Granted, this thing’s listed as having about 79 “pages,” but as an “infinite comic” designed for the Guided View technology, that reads as “79 screens” to me–where the only difference in one “page” might be a word balloon or caption box, not an actual, unique story-page in the sense I think of for a comic, so that $2.99 might–for all I know–be the equivalent of a 10-12 page story in a standard print comic.

So Marvel–and Comixology–lose out on my sale for this, given the price-point.

Additionally, I’ve several times found myself halfway interested in a new-ish Marvel comic that I maybe passed on at the comic shop(s) or otherwise would be likely to impulse-buy digitally, just to read because I’m in the mood “at the moment.” However, the digital comics being the same as the print comics for $2.99 issues, I’d just as soon have the print edition to read.

And for the $3.99 books…knowing that if I buy the print edition, I then–IN ADDITION for my same $3.99–also get access to a digital copy, I’m not ABOUT to spend $3.99 for a digital-only edition with no access to the print counterpart, so those “sales” are lost on me.

I just wind up sticking with the 99-cent sales, or half-off collected-volume sales where I may pay $3.99 but am getting at least as much if not significantly more content than I would paying $3.99 for a print Marvel comic (such as recent Star Trek volumes and Doctor Who volumes Comixology‘s offered for “special sales.”
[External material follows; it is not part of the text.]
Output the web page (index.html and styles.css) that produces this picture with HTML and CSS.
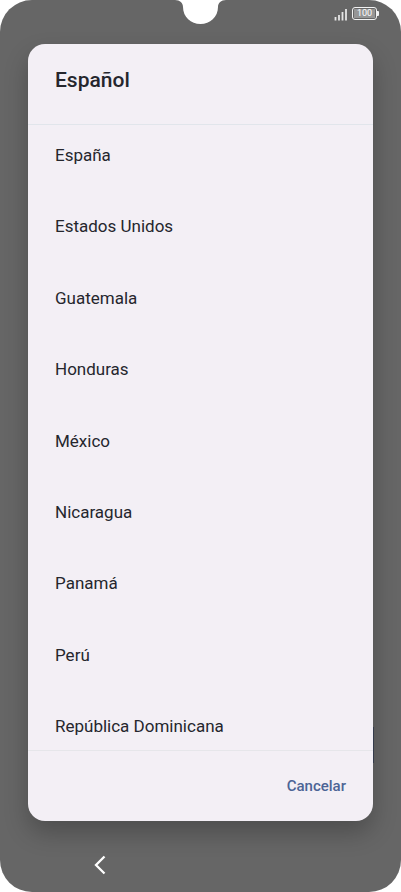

DC–with their New 52–had dropped the price of the digital editions after a month (though sometime in the last year or so they bumped that two TWO months’ lag-time), whereas a look last night through some Marvel Now stuff (we’re what? 10 months into the Now age?) didn’t yield anything that I saw for under print editions’ cover pricing.

I look forward to the Monday and Friday “sales” specifically for the chance to get digital comics (when they’re ones I’m actually interested in) for the 99-cent price point…but I am not willing to–as a matter of course–spend “full print-edition cover-price” for a digital comic.